Implementation verification confirms methodological transparency: polynomial feature expansion (degree-2), Bayesian optimization via BayesSearchCV, and AdaBoost Regression ensemble learning work synergistically to achieve both accuracy and interpretability. The computational trade-off analysis reveals that enhanced training requirements (508.822 s) represent a one-time investment justified by improved uncertainty quantification and interpretable insights valuable for safety-critical applications.
The current approach has acknowledged limitations, including dataset specificity that constrains generalizability beyond the ConcreteXAI dataset characteristics, single-property focus on compressive strength that may not capture trade-offs with other material properties, and post hoc interpretability that relies on alignment with existing knowledge rather than discovery of new physics relationships.

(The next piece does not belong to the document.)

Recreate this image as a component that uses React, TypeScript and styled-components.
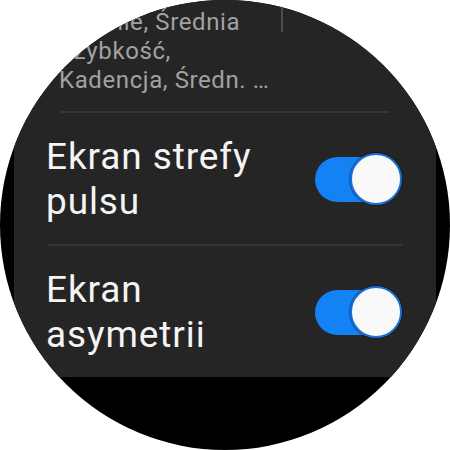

External validation across independent datasets from different geographical regions and concrete types represents the most critical research priority for establishing broader applicability. Multi-property prediction extension and integration with real-time sensing systems would enhance practical deployment capabilities. The methodology provides a foundation for interpretable AI development in engineering applications where both predictive performance and scientific understanding remain essential.
This research demonstrates that the traditional trade-off between model accuracy and interpretability can be addressed through systematic polynomial expansion and physics-consistent validation. The framework provides a practical approach for interpretable ML in concrete engineering applications while establishing a methodological template for physics-consistent validation across engineering disciplines.
The study contributes to responsible AI deployment in safety-critical construction applications by maintaining prediction reliability while offering scientifically meaningful insights. This balance between statistical performance and engineering interpretability supports broader ML adoption in construction applications where black-box predictions have limited practical utility due to safety and decision-making requirements.